In a hot saute pan, add olive oil. Season snapper with salt and pepper. Brown both sides. Place in oven at 400 degrees and bake for approximately 7 minutes.

In a saucepan, add shallot, garlic and white wine. Reduce by half. Add tomatoes, salt and pepper. Reduce by half again. Slowly whisk in butter, off the heat, careful not to break the sauce. Add basil and taste for seasoning.

Boil potatoes until tender. Drain well. Warm half and half and butter in pot.

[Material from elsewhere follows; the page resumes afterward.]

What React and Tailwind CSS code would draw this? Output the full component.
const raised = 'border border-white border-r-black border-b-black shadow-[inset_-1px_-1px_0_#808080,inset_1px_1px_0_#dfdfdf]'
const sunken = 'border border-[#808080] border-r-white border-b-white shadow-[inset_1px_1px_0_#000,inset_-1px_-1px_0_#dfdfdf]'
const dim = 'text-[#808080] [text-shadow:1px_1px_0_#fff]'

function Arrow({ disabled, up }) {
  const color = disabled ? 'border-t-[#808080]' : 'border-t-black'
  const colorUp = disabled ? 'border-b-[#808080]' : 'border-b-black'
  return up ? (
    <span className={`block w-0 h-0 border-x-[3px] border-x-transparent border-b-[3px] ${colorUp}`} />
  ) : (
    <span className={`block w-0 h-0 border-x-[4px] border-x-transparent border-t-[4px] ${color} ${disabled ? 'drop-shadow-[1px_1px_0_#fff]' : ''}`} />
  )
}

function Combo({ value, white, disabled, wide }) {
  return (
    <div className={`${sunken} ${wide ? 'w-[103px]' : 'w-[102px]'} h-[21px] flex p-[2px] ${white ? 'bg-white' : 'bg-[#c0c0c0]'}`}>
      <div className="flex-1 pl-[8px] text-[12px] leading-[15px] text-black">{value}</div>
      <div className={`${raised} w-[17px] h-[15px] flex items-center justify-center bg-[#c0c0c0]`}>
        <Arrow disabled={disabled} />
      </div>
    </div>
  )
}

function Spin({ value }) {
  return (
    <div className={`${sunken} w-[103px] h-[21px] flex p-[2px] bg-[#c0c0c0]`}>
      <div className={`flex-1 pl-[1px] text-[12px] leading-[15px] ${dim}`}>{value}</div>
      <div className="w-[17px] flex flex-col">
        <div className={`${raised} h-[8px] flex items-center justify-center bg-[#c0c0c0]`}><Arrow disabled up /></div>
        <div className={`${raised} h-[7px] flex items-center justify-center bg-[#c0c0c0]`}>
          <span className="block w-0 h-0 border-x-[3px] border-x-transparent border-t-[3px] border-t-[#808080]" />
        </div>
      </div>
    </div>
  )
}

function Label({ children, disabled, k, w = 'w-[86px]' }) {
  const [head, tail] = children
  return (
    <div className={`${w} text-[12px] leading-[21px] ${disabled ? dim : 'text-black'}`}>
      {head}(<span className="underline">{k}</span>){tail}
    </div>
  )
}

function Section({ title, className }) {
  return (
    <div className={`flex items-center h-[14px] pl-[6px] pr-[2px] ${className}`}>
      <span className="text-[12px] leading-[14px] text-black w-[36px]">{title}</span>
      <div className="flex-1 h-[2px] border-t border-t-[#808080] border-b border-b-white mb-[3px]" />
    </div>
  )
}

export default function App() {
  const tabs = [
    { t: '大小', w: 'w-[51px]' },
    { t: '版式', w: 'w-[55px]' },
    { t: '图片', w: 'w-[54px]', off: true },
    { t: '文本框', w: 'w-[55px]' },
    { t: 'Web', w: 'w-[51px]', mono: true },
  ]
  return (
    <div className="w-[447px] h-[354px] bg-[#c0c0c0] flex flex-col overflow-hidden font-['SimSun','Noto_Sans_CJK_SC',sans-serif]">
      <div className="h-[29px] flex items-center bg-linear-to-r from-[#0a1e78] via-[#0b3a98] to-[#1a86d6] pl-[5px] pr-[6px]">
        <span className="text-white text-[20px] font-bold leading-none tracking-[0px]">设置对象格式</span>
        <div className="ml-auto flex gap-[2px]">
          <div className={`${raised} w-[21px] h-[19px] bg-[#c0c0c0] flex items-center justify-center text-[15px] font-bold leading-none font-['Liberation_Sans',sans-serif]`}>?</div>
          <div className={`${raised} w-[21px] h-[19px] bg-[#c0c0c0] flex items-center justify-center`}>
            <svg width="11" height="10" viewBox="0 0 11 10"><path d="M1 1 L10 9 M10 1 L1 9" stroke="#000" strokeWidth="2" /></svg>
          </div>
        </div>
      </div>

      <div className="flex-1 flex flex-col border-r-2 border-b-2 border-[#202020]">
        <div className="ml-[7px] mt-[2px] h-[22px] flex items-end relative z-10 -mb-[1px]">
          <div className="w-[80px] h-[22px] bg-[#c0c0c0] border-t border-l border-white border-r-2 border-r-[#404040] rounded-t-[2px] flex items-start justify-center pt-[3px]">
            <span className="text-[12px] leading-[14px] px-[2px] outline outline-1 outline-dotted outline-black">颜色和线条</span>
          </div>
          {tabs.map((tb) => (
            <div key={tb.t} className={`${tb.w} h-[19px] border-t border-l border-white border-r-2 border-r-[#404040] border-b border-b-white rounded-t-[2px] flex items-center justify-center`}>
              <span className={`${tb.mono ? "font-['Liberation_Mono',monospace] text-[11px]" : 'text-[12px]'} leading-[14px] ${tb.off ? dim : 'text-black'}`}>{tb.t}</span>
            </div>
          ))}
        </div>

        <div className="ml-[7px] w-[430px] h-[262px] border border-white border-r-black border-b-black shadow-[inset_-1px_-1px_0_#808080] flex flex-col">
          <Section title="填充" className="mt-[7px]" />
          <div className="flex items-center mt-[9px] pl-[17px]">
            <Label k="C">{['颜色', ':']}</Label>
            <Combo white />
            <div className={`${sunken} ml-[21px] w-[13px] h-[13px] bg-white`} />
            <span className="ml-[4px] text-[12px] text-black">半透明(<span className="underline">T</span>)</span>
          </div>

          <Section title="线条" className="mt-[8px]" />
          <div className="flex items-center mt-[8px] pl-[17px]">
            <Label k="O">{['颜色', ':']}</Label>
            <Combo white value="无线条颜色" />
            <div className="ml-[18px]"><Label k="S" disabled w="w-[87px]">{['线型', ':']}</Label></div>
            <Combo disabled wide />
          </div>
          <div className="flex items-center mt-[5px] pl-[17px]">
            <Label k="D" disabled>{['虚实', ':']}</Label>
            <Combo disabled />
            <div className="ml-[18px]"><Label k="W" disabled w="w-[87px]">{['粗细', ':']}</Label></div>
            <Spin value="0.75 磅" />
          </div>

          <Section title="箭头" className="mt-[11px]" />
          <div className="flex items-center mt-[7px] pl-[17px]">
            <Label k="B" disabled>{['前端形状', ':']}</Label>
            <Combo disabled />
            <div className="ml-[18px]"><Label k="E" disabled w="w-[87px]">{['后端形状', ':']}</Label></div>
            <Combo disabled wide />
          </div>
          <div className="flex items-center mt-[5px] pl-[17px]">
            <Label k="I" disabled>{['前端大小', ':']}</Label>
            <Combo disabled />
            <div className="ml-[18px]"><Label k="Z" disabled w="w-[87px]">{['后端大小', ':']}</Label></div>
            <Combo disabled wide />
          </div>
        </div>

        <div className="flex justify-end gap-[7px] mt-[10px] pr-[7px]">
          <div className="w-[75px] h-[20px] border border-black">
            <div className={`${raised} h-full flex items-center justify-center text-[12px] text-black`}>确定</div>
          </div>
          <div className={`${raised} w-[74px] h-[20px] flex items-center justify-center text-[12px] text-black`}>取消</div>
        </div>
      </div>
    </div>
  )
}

Slowly pour cream mixture into potatoes. Smash with a masher. Season with salt and pepper. Add sour cream at end of process. Taste and adjust seasoning to taste.

Saute garlic in olive oil, in a saute pan. Add asparagus and chicken stock. Bring to a simmer. Cook until asparagus is just tender. Season with salt, pepper and butter.

Customer Comments

Recipe Rated Five Stars - Top Rating

Gina M Kansas City, MO

“Wow - I can't wait to try this recipe at home, sounds fabulous.”